- [TASK DETAILS]
Copy all of the material word for word, except for the pictures.

** START COLLECTED DATA **

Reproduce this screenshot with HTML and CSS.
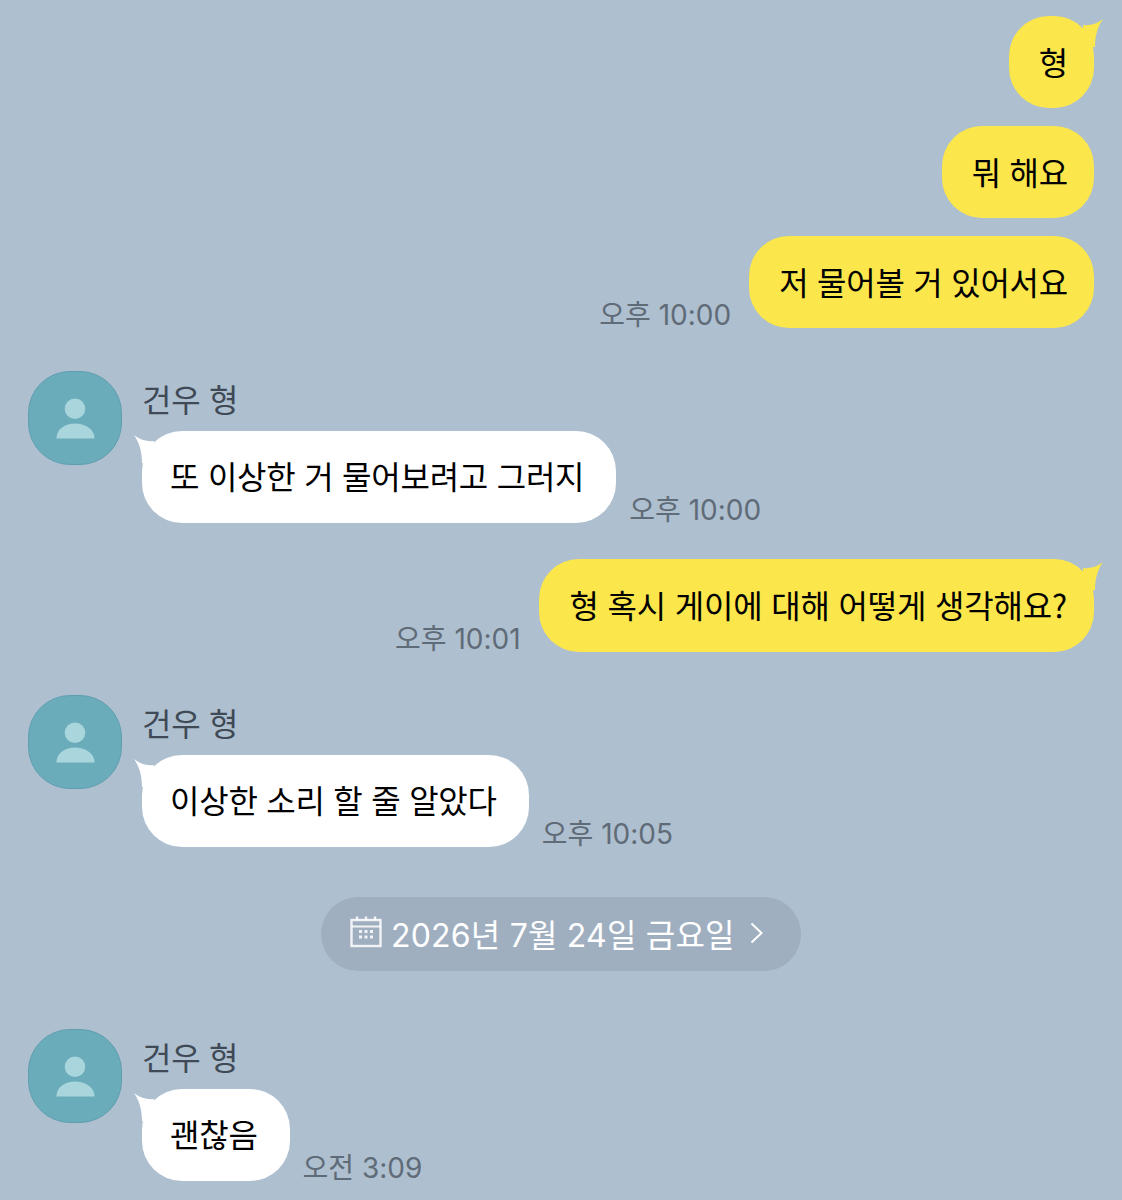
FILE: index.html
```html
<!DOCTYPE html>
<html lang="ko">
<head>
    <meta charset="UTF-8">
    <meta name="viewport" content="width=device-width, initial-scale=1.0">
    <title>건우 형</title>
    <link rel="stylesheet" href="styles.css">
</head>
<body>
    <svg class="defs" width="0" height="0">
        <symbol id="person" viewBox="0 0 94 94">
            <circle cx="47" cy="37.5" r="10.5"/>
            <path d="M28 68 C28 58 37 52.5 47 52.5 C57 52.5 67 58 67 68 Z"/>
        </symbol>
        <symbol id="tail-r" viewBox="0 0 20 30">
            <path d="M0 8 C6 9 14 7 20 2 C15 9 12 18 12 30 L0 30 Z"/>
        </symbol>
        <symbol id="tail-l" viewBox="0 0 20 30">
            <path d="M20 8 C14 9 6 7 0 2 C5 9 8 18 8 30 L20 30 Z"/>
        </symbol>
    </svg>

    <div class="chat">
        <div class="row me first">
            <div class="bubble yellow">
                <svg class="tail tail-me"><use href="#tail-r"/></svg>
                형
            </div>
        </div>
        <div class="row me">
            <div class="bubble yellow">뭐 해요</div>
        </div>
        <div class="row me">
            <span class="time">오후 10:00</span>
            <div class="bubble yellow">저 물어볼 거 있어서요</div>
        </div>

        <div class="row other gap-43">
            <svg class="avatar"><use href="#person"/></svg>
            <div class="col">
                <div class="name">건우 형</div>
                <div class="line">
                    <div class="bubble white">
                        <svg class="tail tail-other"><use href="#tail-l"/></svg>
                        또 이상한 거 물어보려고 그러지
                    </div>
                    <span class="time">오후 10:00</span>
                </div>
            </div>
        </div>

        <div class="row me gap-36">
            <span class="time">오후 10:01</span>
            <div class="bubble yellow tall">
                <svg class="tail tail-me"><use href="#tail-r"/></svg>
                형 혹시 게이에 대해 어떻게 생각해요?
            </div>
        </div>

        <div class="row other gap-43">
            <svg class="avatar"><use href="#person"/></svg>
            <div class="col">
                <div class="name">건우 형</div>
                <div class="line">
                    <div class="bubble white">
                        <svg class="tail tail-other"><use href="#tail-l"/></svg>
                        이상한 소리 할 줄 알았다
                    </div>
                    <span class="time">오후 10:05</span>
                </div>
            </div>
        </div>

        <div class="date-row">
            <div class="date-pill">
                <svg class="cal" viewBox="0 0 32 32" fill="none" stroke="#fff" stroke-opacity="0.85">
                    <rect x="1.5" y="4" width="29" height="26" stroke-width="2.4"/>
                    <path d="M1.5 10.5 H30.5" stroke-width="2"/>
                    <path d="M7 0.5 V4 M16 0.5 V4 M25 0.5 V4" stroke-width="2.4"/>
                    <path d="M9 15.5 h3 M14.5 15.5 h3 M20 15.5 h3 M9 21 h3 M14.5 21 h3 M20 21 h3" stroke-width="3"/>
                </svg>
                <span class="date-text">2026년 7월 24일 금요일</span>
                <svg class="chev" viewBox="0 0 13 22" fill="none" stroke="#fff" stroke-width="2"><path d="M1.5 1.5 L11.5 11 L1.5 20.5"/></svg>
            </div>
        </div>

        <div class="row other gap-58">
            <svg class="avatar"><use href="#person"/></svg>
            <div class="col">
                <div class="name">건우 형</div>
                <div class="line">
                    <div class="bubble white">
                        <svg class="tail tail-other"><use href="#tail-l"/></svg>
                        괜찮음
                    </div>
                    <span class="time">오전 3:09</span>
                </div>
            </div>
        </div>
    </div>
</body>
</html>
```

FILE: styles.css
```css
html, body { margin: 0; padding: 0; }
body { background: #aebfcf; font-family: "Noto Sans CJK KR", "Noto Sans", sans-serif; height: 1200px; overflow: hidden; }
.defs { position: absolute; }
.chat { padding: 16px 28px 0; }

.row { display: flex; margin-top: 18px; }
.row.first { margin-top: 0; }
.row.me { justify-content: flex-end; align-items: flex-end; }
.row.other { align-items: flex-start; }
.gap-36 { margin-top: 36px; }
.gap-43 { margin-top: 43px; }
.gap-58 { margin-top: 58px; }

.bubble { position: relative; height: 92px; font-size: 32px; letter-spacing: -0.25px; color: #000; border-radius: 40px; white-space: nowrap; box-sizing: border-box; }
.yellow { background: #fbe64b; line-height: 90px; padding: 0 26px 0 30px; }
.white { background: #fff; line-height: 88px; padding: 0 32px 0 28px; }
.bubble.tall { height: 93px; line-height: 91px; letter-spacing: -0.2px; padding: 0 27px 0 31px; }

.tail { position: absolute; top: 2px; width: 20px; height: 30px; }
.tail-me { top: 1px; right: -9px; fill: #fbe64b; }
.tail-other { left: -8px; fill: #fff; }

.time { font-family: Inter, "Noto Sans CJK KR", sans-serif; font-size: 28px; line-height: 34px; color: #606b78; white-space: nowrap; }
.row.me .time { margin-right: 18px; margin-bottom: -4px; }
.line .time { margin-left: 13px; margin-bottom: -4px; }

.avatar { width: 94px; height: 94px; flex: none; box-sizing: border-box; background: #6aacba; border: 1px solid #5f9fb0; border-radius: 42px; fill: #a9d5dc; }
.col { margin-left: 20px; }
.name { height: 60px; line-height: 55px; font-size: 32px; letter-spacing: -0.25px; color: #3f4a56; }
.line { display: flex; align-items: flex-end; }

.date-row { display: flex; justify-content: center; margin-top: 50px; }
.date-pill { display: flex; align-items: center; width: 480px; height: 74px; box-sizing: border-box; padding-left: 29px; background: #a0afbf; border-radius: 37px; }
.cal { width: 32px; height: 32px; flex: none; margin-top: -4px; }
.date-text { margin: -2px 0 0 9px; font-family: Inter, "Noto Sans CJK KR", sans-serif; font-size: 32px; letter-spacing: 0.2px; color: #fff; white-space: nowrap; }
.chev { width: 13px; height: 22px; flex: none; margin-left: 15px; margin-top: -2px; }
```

** END COLLECTED DATA **

- [WRITTEN RESPONSE]
Reproduce this screenshot with HTML and CSS.
FILE: index.html
```html
<!DOCTYPE html>
<html lang="ko">
<head>
    <meta charset="UTF-8">
    <meta name="viewport" content="width=device-width, initial-scale=1.0">
    <title>건우 형</title>
    <link rel="stylesheet" href="styles.css">
</head>
<body>
    <svg class="defs" width="0" height="0">
        <symbol id="person" viewBox="0 0 94 94">
            <circle cx="47" cy="37.5" r="10.5"/>
            <path d="M28 68 C28 58 37 52.5 47 52.5 C57 52.5 67 58 67 68 Z"/>
        </symbol>
        <symbol id="tail-r" viewBox="0 0 20 30">
            <path d="M0 8 C6 9 14 7 20 2 C15 9 12 18 12 30 L0 30 Z"/>
        </symbol>
        <symbol id="tail-l" viewBox="0 0 20 30">
            <path d="M20 8 C14 9 6 7 0 2 C5 9 8 18 8 30 L20 30 Z"/>
        </symbol>
    </svg>

    <div class="chat">
        <div class="row me first">
            <div class="bubble yellow">
                <svg class="tail tail-me"><use href="#tail-r"/></svg>
                형
            </div>
        </div>
        <div class="row me">
            <div class="bubble yellow">뭐 해요</div>
        </div>
        <div class="row me">
            <span class="time">오후 10:00</span>
            <div class="bubble yellow">저 물어볼 거 있어서요</div>
        </div>

        <div class="row other gap-43">
            <svg class="avatar"><use href="#person"/></svg>
            <div class="col">
                <div class="name">건우 형</div>
                <div class="line">
                    <div class="bubble white">
                        <svg class="tail tail-other"><use href="#tail-l"/></svg>
                        또 이상한 거 물어보려고 그러지
                    </div>
                    <span class="time">오후 10:00</span>
                </div>
            </div>
        </div>

        <div class="row me gap-36">
            <span class="time">오후 10:01</span>
            <div class="bubble yellow tall">
                <svg class="tail tail-me"><use href="#tail-r"/></svg>
                형 혹시 게이에 대해 어떻게 생각해요?
            </div>
        </div>

        <div class="row other gap-43">
            <svg class="avatar"><use href="#person"/></svg>
            <div class="col">
                <div class="name">건우 형</div>
                <div class="line">
                    <div class="bubble white">
                        <svg class="tail tail-other"><use href="#tail-l"/></svg>
                        이상한 소리 할 줄 알았다
                    </div>
                    <span class="time">오후 10:05</span>
                </div>
            </div>
        </div>

        <div class="date-row">
            <div class="date-pill">
                <svg class="cal" viewBox="0 0 32 32" fill="none" stroke="#fff" stroke-opacity="0.85">
                    <rect x="1.5" y="4" width="29" height="26" stroke-width="2.4"/>
                    <path d="M1.5 10.5 H30.5" stroke-width="2"/>
                    <path d="M7 0.5 V4 M16 0.5 V4 M25 0.5 V4" stroke-width="2.4"/>
                    <path d="M9 15.5 h3 M14.5 15.5 h3 M20 15.5 h3 M9 21 h3 M14.5 21 h3 M20 21 h3" stroke-width="3"/>
                </svg>
                <span class="date-text">2026년 7월 24일 금요일</span>
                <svg class="chev" viewBox="0 0 13 22" fill="none" stroke="#fff" stroke-width="2"><path d="M1.5 1.5 L11.5 11 L1.5 20.5"/></svg>
            </div>
        </div>

        <div class="row other gap-58">
            <svg class="avatar"><use href="#person"/></svg>
            <div class="col">
                <div class="name">건우 형</div>
                <div class="line">
                    <div class="bubble white">
                        <svg class="tail tail-other"><use href="#tail-l"/></svg>
                        괜찮음
                    </div>
                    <span class="time">오전 3:09</span>
                </div>
            </div>
        </div>
    </div>
</body>
</html>
```

FILE: styles.css
```css
html, body { margin: 0; padding: 0; }
body { background: #aebfcf; font-family: "Noto Sans CJK KR", "Noto Sans", sans-serif; height: 1200px; overflow: hidden; }
.defs { position: absolute; }
.chat { padding: 16px 28px 0; }

.row { display: flex; margin-top: 18px; }
.row.first { margin-top: 0; }
.row.me { justify-content: flex-end; align-items: flex-end; }
.row.other { align-items: flex-start; }
.gap-36 { margin-top: 36px; }
.gap-43 { margin-top: 43px; }
.gap-58 { margin-top: 58px; }

.bubble { position: relative; height: 92px; font-size: 32px; letter-spacing: -0.25px; color: #000; border-radius: 40px; white-space: nowrap; box-sizing: border-box; }
.yellow { background: #fbe64b; line-height: 90px; padding: 0 26px 0 30px; }
.white { background: #fff; line-height: 88px; padding: 0 32px 0 28px; }
.bubble.tall { height: 93px; line-height: 91px; letter-spacing: -0.2px; padding: 0 27px 0 31px; }

.tail { position: absolute; top: 2px; width: 20px; height: 30px; }
.tail-me { top: 1px; right: -9px; fill: #fbe64b; }
.tail-other { left: -8px; fill: #fff; }

.time { font-family: Inter, "Noto Sans CJK KR", sans-serif; font-size: 28px; line-height: 34px; color: #606b78; white-space: nowrap; }
.row.me .time { margin-right: 18px; margin-bottom: -4px; }
.line .time { margin-left: 13px; margin-bottom: -4px; }

.avatar { width: 94px; height: 94px; flex: none; box-sizing: border-box; background: #6aacba; border: 1px solid #5f9fb0; border-radius: 42px; fill: #a9d5dc; }
.col { margin-left: 20px; }
.name { height: 60px; line-height: 55px; font-size: 32px; letter-spacing: -0.25px; color: #3f4a56; }
.line { display: flex; align-items: flex-end; }

.date-row { display: flex; justify-content: center; margin-top: 50px; }
.date-pill { display: flex; align-items: center; width: 480px; height: 74px; box-sizing: border-box; padding-left: 29px; background: #a0afbf; border-radius: 37px; }
.cal { width: 32px; height: 32px; flex: none; margin-top: -4px; }
.date-text { margin: -2px 0 0 9px; font-family: Inter, "Noto Sans CJK KR", sans-serif; font-size: 32px; letter-spacing: 0.2px; color: #fff; white-space: nowrap; }
.chev { width: 13px; height: 22px; flex: none; margin-left: 15px; margin-top: -2px; }
```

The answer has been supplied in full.